Dataset content:
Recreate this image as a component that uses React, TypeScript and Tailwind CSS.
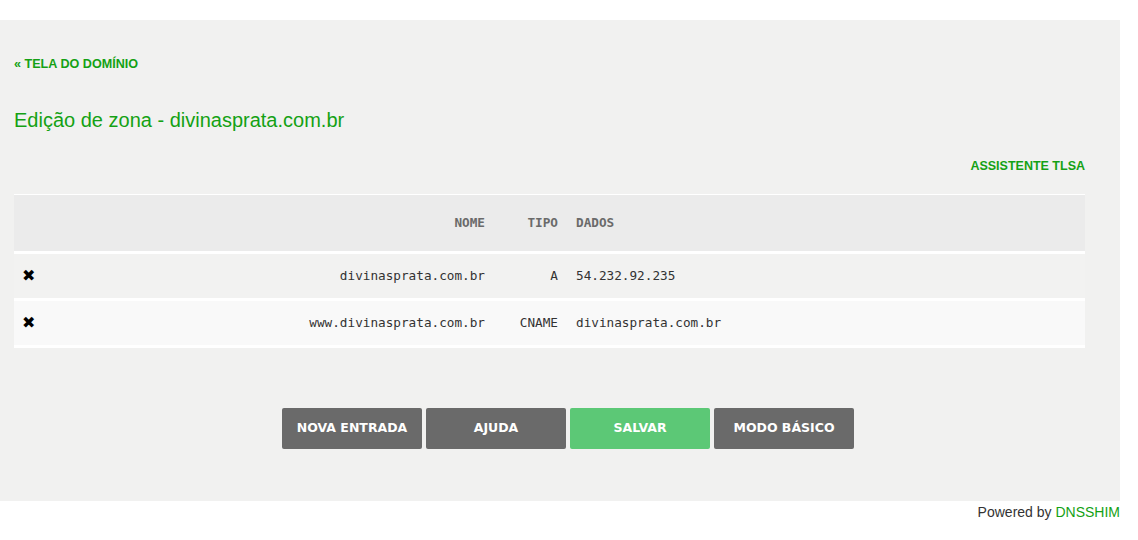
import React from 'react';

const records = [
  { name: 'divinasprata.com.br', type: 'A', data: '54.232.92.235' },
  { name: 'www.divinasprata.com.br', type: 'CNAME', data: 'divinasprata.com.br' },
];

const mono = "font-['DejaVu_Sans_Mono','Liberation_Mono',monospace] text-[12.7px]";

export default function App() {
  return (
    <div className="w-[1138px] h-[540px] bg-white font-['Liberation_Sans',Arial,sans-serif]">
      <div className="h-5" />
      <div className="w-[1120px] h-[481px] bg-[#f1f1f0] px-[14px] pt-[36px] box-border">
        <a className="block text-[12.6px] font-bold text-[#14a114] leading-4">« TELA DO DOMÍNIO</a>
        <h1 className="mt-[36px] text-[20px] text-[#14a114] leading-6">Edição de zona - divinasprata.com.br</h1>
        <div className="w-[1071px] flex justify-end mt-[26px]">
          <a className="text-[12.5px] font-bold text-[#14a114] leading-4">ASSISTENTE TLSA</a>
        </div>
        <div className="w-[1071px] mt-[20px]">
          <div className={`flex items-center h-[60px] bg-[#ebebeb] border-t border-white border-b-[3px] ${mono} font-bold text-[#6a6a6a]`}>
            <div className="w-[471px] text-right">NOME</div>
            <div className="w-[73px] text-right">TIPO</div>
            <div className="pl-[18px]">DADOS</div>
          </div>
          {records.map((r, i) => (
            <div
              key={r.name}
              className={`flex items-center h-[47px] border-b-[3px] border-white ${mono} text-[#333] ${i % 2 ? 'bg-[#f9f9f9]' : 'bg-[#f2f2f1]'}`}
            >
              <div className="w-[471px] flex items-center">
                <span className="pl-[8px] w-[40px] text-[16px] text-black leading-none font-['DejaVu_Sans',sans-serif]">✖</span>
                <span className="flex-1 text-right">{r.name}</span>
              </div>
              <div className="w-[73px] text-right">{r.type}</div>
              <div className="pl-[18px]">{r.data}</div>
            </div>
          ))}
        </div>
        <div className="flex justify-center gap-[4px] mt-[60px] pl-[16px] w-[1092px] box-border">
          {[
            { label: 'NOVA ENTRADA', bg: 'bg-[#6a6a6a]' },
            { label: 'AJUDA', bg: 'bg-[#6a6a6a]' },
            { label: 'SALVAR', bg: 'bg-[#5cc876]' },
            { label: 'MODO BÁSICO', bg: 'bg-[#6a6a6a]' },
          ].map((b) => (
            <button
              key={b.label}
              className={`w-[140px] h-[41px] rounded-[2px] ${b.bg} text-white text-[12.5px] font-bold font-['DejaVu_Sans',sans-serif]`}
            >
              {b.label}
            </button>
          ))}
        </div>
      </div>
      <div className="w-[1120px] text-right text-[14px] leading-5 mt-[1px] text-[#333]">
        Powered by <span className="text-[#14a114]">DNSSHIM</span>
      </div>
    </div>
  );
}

What is being asked: Transcribe the material as is, with images omitted.

The answer:
Recreate this image as a component that uses React, TypeScript and Tailwind CSS.
import React from 'react';

const records = [
  { name: 'divinasprata.com.br', type: 'A', data: '54.232.92.235' },
  { name: 'www.divinasprata.com.br', type: 'CNAME', data: 'divinasprata.com.br' },
];

const mono = "font-['DejaVu_Sans_Mono','Liberation_Mono',monospace] text-[12.7px]";

export default function App() {
  return (
    <div className="w-[1138px] h-[540px] bg-white font-['Liberation_Sans',Arial,sans-serif]">
      <div className="h-5" />
      <div className="w-[1120px] h-[481px] bg-[#f1f1f0] px-[14px] pt-[36px] box-border">
        <a className="block text-[12.6px] font-bold text-[#14a114] leading-4">« TELA DO DOMÍNIO</a>
        <h1 className="mt-[36px] text-[20px] text-[#14a114] leading-6">Edição de zona - divinasprata.com.br</h1>
        <div className="w-[1071px] flex justify-end mt-[26px]">
          <a className="text-[12.5px] font-bold text-[#14a114] leading-4">ASSISTENTE TLSA</a>
        </div>
        <div className="w-[1071px] mt-[20px]">
          <div className={`flex items-center h-[60px] bg-[#ebebeb] border-t border-white border-b-[3px] ${mono} font-bold text-[#6a6a6a]`}>
            <div className="w-[471px] text-right">NOME</div>
            <div className="w-[73px] text-right">TIPO</div>
            <div className="pl-[18px]">DADOS</div>
          </div>
          {records.map((r, i) => (
            <div
              key={r.name}
              className={`flex items-center h-[47px] border-b-[3px] border-white ${mono} text-[#333] ${i % 2 ? 'bg-[#f9f9f9]' : 'bg-[#f2f2f1]'}`}
            >
              <div className="w-[471px] flex items-center">
                <span className="pl-[8px] w-[40px] text-[16px] text-black leading-none font-['DejaVu_Sans',sans-serif]">✖</span>
                <span className="flex-1 text-right">{r.name}</span>
              </div>
              <div className="w-[73px] text-right">{r.type}</div>
              <div className="pl-[18px]">{r.data}</div>
            </div>
          ))}
        </div>
        <div className="flex justify-center gap-[4px] mt-[60px] pl-[16px] w-[1092px] box-border">
          {[
            { label: 'NOVA ENTRADA', bg: 'bg-[#6a6a6a]' },
            { label: 'AJUDA', bg: 'bg-[#6a6a6a]' },
            { label: 'SALVAR', bg: 'bg-[#5cc876]' },
            { label: 'MODO BÁSICO', bg: 'bg-[#6a6a6a]' },
          ].map((b) => (
            <button
              key={b.label}
              className={`w-[140px] h-[41px] rounded-[2px] ${b.bg} text-white text-[12.5px] font-bold font-['DejaVu_Sans',sans-serif]`}
            >
              {b.label}
            </button>
          ))}
        </div>
      </div>
      <div className="w-[1120px] text-right text-[14px] leading-5 mt-[1px] text-[#333]">
        Powered by <span className="text-[#14a114]">DNSSHIM</span>
      </div>
    </div>
  );
}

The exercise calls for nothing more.